Feist “Metals” (Polydor)
Diese Platte ist, das muß man sagen, eine Enttäuschung. Und zwar eine wunderbare. Denn die Befürchtung, Leslie Feist würde es sich und uns nach ihrem locker beschwingten „The Reminder“ einfach machen und diesen Weg unverändert weitergehen, war da und war verführerisch. Weitermachen also mit „1234“, mit „I Feel It All“ und „My Moon My Man“, weiter mit den Werbejingles und dem ganzen guten Gefühl, das sich beim Hören der luftigen Melodien einstellte – es wäre ihr, denkt man, ein Leichtes gewesen und kaum jemand hätte es ihr übelgenommen. Und doch, das die gute Nachricht, ist sie zu klug, um diesen Erwartungen zu entsprechen und so an den Mainstream verloren zu gehen. Sie zeigt ihr, der Erwartung, die lange Nase und holt mit „Metals“ ein Album hervor, das wir nur schwer schlucken werden, das der spaßhungrige Konsument, so er überhaupt einen kompletten Durchgang schafft, kopfschüttelnd zur Seite legen wird: zu düster, zu arty, zu ambitioniert und zu verklausuliert. Zu sperrig – zum Glück.
Denn so wie sie uns in Anspruch nimmt, zwingt sie uns in die Songs hinein, in diese dumpfen, erdingen, bildgewaltigen Stücke über die Unwägbarkeiten, die Absonderlichkeiten, die Widersprüchlichkeiten der Natur, auch der menschlichen. Schon „The Bad In Each Other“ trägt schwer an dem Gefühl der Aussichtslosigkeit unserer Bemühungen in Beziehungen, fast sinnbildlich dafür der asynchron unterlegte Beat gegen Ende des Stückes. Auch „Graveyard“ naturgemäß nicht gerade ein ausgelassenes Juchheissassa, träge Bläser, dunkle Metaphern – selbst „Caught A Long Wind“ bleibt, trotz des verträumten Textes („feel old until the wings unfolded“) gedrückt am Boden, gehalten vom Gospelstomp der ganz alten Schule.
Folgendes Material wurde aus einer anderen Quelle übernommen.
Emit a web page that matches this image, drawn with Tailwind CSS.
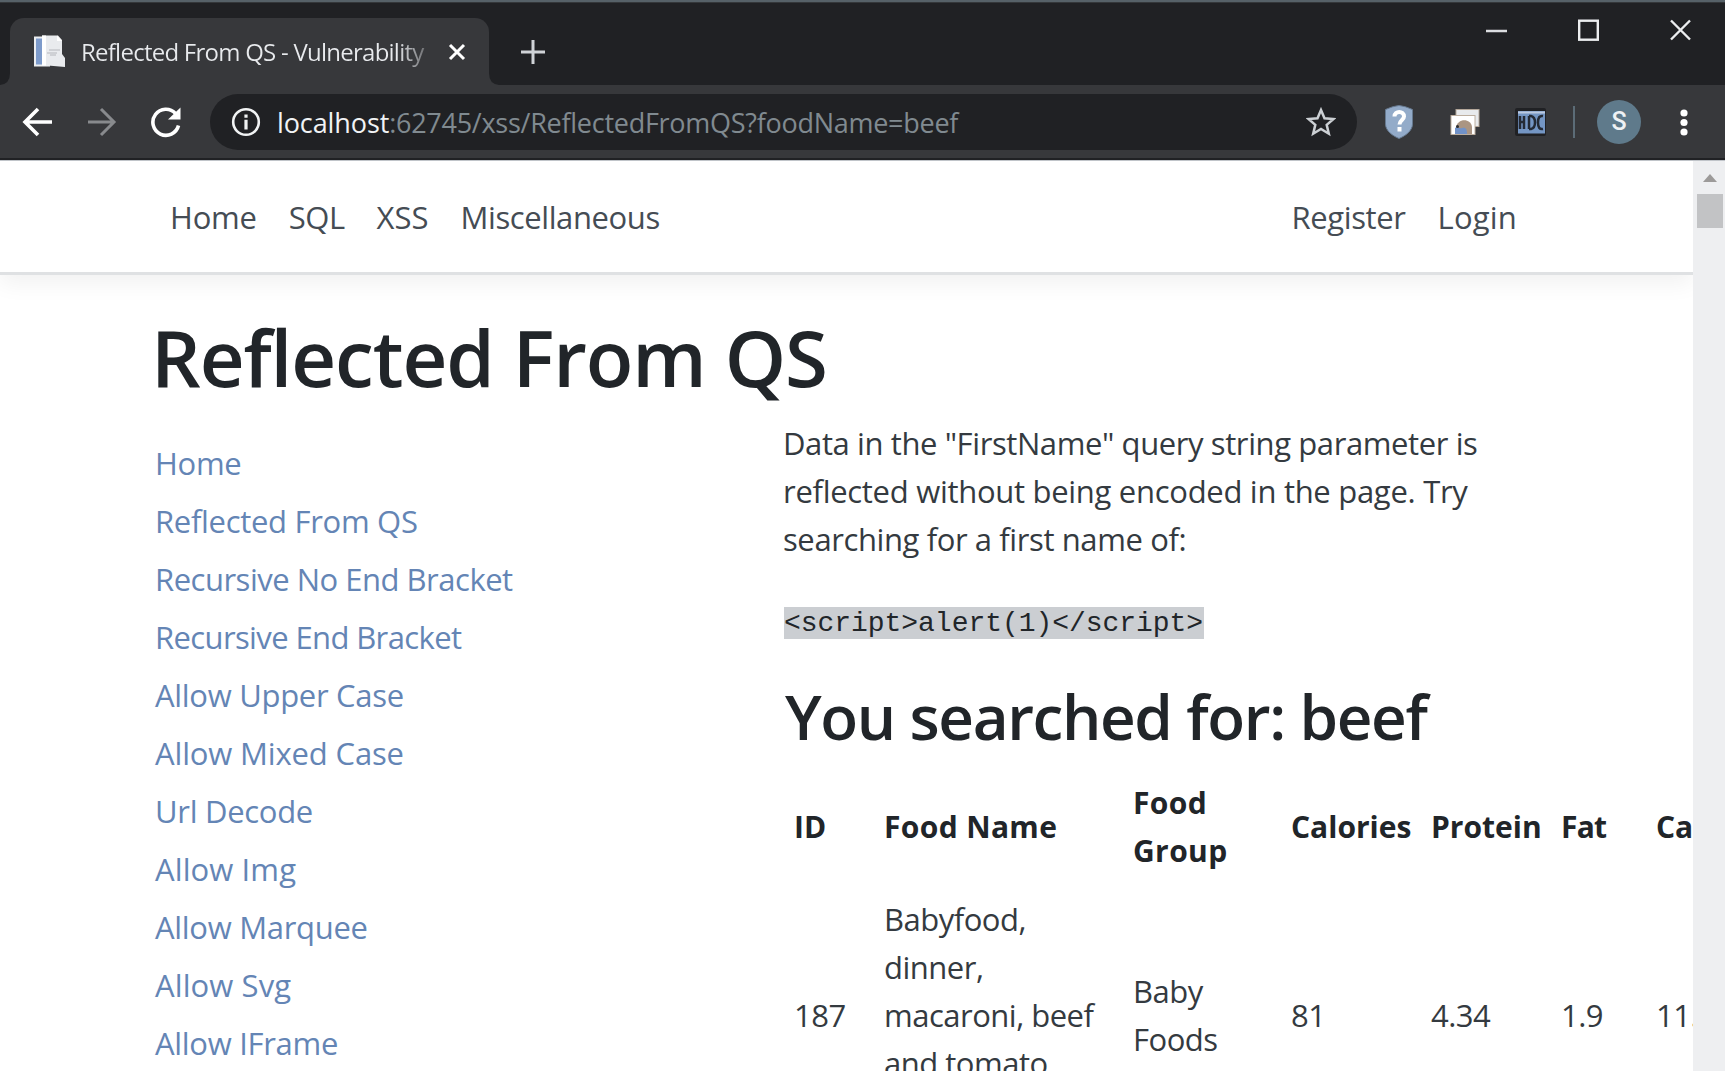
<!DOCTYPE html>
<html lang="en">
<head>
<meta charset="utf-8">
<title>Reflected From QS - Vulnerability</title>
<script src="https://cdn.jsdelivr.net/npm/@tailwindcss/browser@4"></script>
</head>
<body class="flex h-screen w-screen flex-col overflow-hidden bg-white font-['Open_Sans',sans-serif] text-[#212529]">

<!-- Browser window chrome -->
<header class="h-[161px] shrink-0 border-t-2 border-[#566168] bg-[#202124]">
  <div class="flex h-[83px] border-t border-[#34373a]">
    <div class="flex flex-1 items-end">
      <svg class="h-[12px] w-[10px]" viewBox="0 0 10 12"><path d="M0 12 Q10 11 10 0 V12Z" fill="#37383b"/></svg>
      <div class="flex h-[67px] w-[479px] items-center rounded-t-[14px] bg-[#37383b] pl-[23px]">
        <svg class="-mt-px h-[34px] w-[34px] shrink-0" viewBox="0 0 34 34">
          <rect x="2" y="3.500" width="14" height="28" fill="#7d9bcb" stroke="#eceef1" stroke-width="2"/>
          <path d="M9 1.500 H25 L29 6 V20 L32 24 V33 L9 31Z" fill="#e9ebee"/>
          <path d="M9 1.500 H13 V31.500 H9Z M24 1.500 V7 H29Z" fill="#fff"/>
          <path d="M16 16h11M14 19h10M17 21h6" stroke="#c6c9cd" stroke-width="1.500"/>
        </svg>
        <div class="ml-[14px] w-[359px] overflow-hidden whitespace-nowrap bg-linear-to-r from-[#e8eaed] from-88% to-[#37383b] to-100% bg-clip-text text-[24px] leading-[34px] font-medium tracking-[-0.75px] text-transparent">Reflected From QS - Vulnerability</div>
        <svg class="ml-[8px] h-[18px] w-[18px] shrink-0" viewBox="0 0 18 18"><path d="M2 2 L16 16 M16 2 L2 16" stroke="#fff" stroke-width="3"/></svg>
      </div>
      <svg class="h-[12px] w-[10px]" viewBox="0 0 10 12"><path d="M10 12 Q0 11 0 0 V12Z" fill="#37383b"/></svg>
      <svg class="mb-[21px] ml-[22px] h-[24px] w-[24px]" viewBox="0 0 24 24"><path d="M12 0V24M0 12H24" stroke="#d0d3d7" stroke-width="3"/></svg>
    </div>
    <div class="flex items-start gap-[71px] pt-[16px] pr-[34px]">
      <svg class="h-[22px] w-[21px]" viewBox="0 0 21 22"><path d="M0 12H21" stroke="#dcdee1" stroke-width="2.500"/></svg>
      <svg class="h-[22px] w-[21px]" viewBox="0 0 21 22"><rect x="1.200" y="1.700" width="18.600" height="19" fill="none" stroke="#eceef0" stroke-width="2.400"/></svg>
      <svg class="h-[22px] w-[21px]" viewBox="0 0 21 22"><path d="M1 1.500L20 20.500M20 1.500L1 20.500" stroke="#eceef0" stroke-width="2.400"/></svg>
    </div>
  </div>

  <div class="flex h-[73px] items-center bg-[#37383b] pt-px pl-[22px]">
    <svg class="h-[30px] w-[31px]" viewBox="0 0 31 30"><path d="M30 15H3M16 2L3 15L16 28" fill="none" stroke="#fff" stroke-width="3.600"/></svg>
    <svg class="ml-[34px] h-[30px] w-[31px]" viewBox="0 0 31 30"><path d="M1 15H27M14 2L27 15L14 28" fill="none" stroke="#888a8d" stroke-width="3"/></svg>
    <svg class="ml-[32px] h-[32px] w-[32px]" viewBox="0 0 32 32"><path d="M28.500 19.500A13 13 0 1 1 25.500 7.500" fill="none" stroke="#fff" stroke-width="3.600"/><path d="M30.500 1.500V13.500H18Z" fill="#fff"/></svg>
    <div class="ml-[28px] flex h-[56px] w-[1147px] items-center rounded-full bg-[#202124] pl-[21px]">
      <svg class="h-[30px] w-[30px]" viewBox="0 0 30 30"><circle cx="15" cy="15" r="12.800" fill="none" stroke="#f1f3f4" stroke-width="2.600"/><path d="M15 7.500V10.700M15 12.700V22.500" stroke="#f1f3f4" stroke-width="3.200"/></svg>
      <div class="ml-[16px] flex-1 pt-px text-[27px] leading-[40px] tracking-[-0.27px] whitespace-nowrap text-[#808a90]"><span class="tracking-[-0.1px] text-[#f1f3f5]">localhost</span>:62745/xss/ReflectedFromQS?foodName=beef</div>
      <svg class="mr-[21px] h-[30px] w-[30px]" viewBox="0 0 30 30"><path d="M15 3L18.500 11.300L27.500 12L20.700 17.900L22.800 26.700L15 22L7.200 26.700L9.300 17.900L2.500 12L11.500 11.300Z" fill="none" stroke="#ccd0d4" stroke-width="2.500"/></svg>
    </div>
    <svg class="ml-[27px] h-[34px] w-[30px]" viewBox="0 0 30 34"><path d="M15 .5Q21 1 28.500 4.500V19C28.500 26 21 31 15 33.500C9 31 1.500 26 1.500 19V4.500Q9 1 15 .5Z" fill="#93abc9" stroke="#66798f"/><path d="M10.500 11.500C10.500 5.500 20 5.500 20 11.500C20 15 15.500 15 15.500 19.500M15.500 22V26.500" fill="none" stroke="#fff" stroke-width="4"/></svg>
    <svg class="ml-[35px] h-[28px] w-[32px]" viewBox="0 0 32 28"><rect x="7" y="1.500" width="23" height="17" fill="#e8eaec" stroke="#b4a79a"/><rect x="2" y="7.500" width="24" height="19" fill="#fff" stroke="#bcae9f"/><path d="M7 26V20C8 10 22 10 23 19V26Z" fill="#aa9583"/><path d="M6 26V20C8 18 10 21 13 20C17 19 18 21 18 26Z" fill="#7192c8"/><circle cx="8.500" cy="18.500" r="1.500" fill="#292c30"/></svg>
    <svg class="ml-[34px] h-[28px] w-[31px]" viewBox="0 0 31 28"><rect width="31" height="28" rx="2" fill="#202124"/><rect x="3" y="3" width="27" height="22.500" fill="#7496c4"/><path d="M3 4.500H30" stroke="#bac9e1" stroke-width="2"/><path d="M5 8V21M5 14H9M9 8V21M14 8V21M14 8H16Q20 9 20 14.500T16 21H14M28 8Q23 7 23 14.500T28 21" fill="none" stroke="#242a35" stroke-width="2.500"/></svg>
    <div class="ml-[27px] h-[32px] w-[2px] bg-[#5c6c77]"></div>
    <div class="ml-[22px] flex h-[44px] w-[44px] items-center justify-center rounded-full bg-[#5f7a8b] font-['Roboto',sans-serif] text-[25px] font-medium text-[#eef1f4]">S</div>
    <svg class="ml-[39px] h-[28px] w-[8px]" viewBox="0 0 8 28"><circle cx="4" cy="5" r="3.600" fill="#fff"/><circle cx="4" cy="14.500" r="3.600" fill="#fff"/><circle cx="4" cy="24" r="3.600" fill="#fff"/></svg>
  </div>
  <div class="h-[3px] border-b border-[#c0c4c9] bg-[#202124]"></div>
</header>

<div class="flex min-h-0 flex-1">
  <!-- Page viewport -->
  <div class="min-w-0 flex-1 overflow-hidden">
    <nav class="flex h-[114px] items-start justify-between border-b-3 border-[#dfe1e3] pt-[32px] pr-[176px] pl-[170px] text-[31px] leading-[48px] tracking-[-0.4px] text-[#454c54] shadow-[0_8px_22px_rgba(0,0,0,0.06)]">
      <div class="flex gap-8"><a class="tracking-[-0.2px]">Home</a><a class="tracking-[-0.5px]">SQL</a><a class="tracking-[0px]">XSS</a><a>Miscellaneous</a></div>
      <div class="flex gap-8"><a>Register</a><a class="tracking-[0.2px]">Login</a></div>
    </nav>

    <main class="pt-[34px]">
      <h1 class="ml-[151px] text-[78px] leading-[96px] font-semibold tracking-[-1.12px] whitespace-nowrap">Reflected From QS</h1>
      <div class="flex">
        <ul class="ml-[155px] flex w-[628px] shrink-0 flex-col gap-[10px] pt-[34px] text-[31px] leading-[48px] tracking-[-0.3px] text-[#6485b5]">
          <li class="tracking-[-0.3px]">Home</li>
          <li>Reflected From QS</li>
          <li class="tracking-[-0.49px]">Recursive No End Bracket</li>
          <li class="tracking-[-0.62px]">Recursive End Bracket</li>
          <li>Allow Upper Case</li>
          <li class="tracking-[-0.15px]">Allow Mixed Case</li>
          <li>Url Decode</li>
          <li class="tracking-[0.1px]">Allow Img</li>
          <li>Allow Marquee</li>
          <li class="tracking-[0.1px]">Allow Svg</li>
          <li>Allow IFrame</li>
        </ul>
        <section class="shrink-0 pt-[14px]">
          <p class="text-[31px] leading-[48px] tracking-[-0.4px] text-[#343a40]">Data in the "FirstName" query string parameter is<br><span class="tracking-[-0.29px]">reflected without being encoded in the page. Try</span><br>searching for a first name of:</p>
          <code class="mt-[44px] ml-px block h-[32px] w-[420px] bg-[#cbced2] font-['Liberation_Mono',monospace] text-[28px] leading-[33px] tracking-[-0.04px] whitespace-nowrap">&lt;script&gt;alert(1)&lt;/script&gt;</code>
          <h2 class="mt-[39px] ml-[2px] text-[62px] leading-[76px] font-semibold tracking-[-1.38px] whitespace-nowrap">You searched for: beef</h2>
          <table class="mt-[15px] ml-px w-[1010px] table-fixed text-left text-[31px] leading-[48px] tracking-[-0.5px] text-[#343a40]">
            <colgroup><col class="w-[90px]"><col class="w-[249px]"><col class="w-[158px]"><col class="w-[140px]"><col class="w-[130px]"><col class="w-[95px]"><col class="w-[148px]"></colgroup>
            <thead class="text-[30px] tracking-[0px] text-[#212529]">
              <tr class="[&>th]:p-[10px] [&>th]:pr-0">
                <th>ID</th><th class="tracking-[0.35px]">Food Name</th><th class="tracking-[0.4px]">Food<br>Group</th><th>Calories</th><th>Protein</th><th class="tracking-[-0.8px]">Fat</th><th>Carbs</th>
              </tr>
            </thead>
            <tbody>
              <tr class="[&>td]:p-[10px] [&>td]:pr-0">
                <td>187</td><td>Babyfood,<br>dinner,<br>macaroni, beef<br>and tomato<br>sauce, toddler</td><td>Baby<br>Foods</td><td>81</td><td>4.34</td><td>1.9</td><td>11.24</td>
              </tr>
            </tbody>
          </table>
        </section>
      </div>
    </main>
  </div>

  <!-- Scrollbar -->
  <div class="flex w-[32px] shrink-0 flex-col items-center bg-[#eeeff1] pt-[13px] pl-[2px]">
    <svg class="h-[8px] w-[14px]" viewBox="0 0 14 8"><path d="M0 8L7 0L14 8Z" fill="#9c9a99"/></svg>
    <div class="mt-[12px] h-[34px] w-[26px] bg-[#c2c3c5]"></div>
  </div>
</div>
</body>
</html>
„How Come You Never Go There“ war die erste Single und als Vorauskopplung perfekt, nichts hätte einen besser in die Irre führen können, jeder glaubte zu wissen, wohin die Reise ging – Müßiggang, Leichtigkeit – Pustekuchen. Wer hätte denn schon mit dem gespenstischen „Commotion“, seinem nadelstichgleichen Wispern und dem plötzlich grollenden Männerchor gerechnet, mit dem Blues von „Anti-Pioneer“, den man ohne große Fantasie auch als politisches Statement lesen darf („when the flag changes colours, the language knows, when the month changes numbers, it’s time to go home“), wer hätte wirklich so eine große Sehnsucht nach sprichwörtlicher Erdverbundenheit bei Leslie Feist vermutet? Immer wieder bricht sich diese Bahn, nicht nur auf dem Cover scheint sie eins werden zu wollen mit der rohen Ursprünglichkeit, auch im feinfühligen „Cicadas And Gulls“ („Maps can be poems, when you’re on your own“) und bei „Get It Wrong Get It Right“ sucht sie die Versöhnung nicht im hektischen Drinnen, sondern im entlegenen, vereinsamten Draußen.
Irgendwo war kürzlich in anderem Zusammenhang das Wort „klangachtsam“ zu lesen, auch hier scheint es bestens zu passen. Was Feist zusammen mit den Dauerkumpanen Chilly Gonzalez und Mocky in diesen fünfzig Minuten als musikalisches und seelisches Panorama illustriert, ist erstaunlich und meisterhaft, sie bleibt einmal mehr in der Tradition der großen Geheimnisvollen: Kate Bush, Cat Power, auch Laurie Anderson oder Nick Drake. Und sie hat es geschafft, dem bisherigen Meisterwerk dieses Jahres, PJ Harveys „Let England Shake“, in aller Gegensätzlichkeit Gleichwertiges zur Seite zu stellen.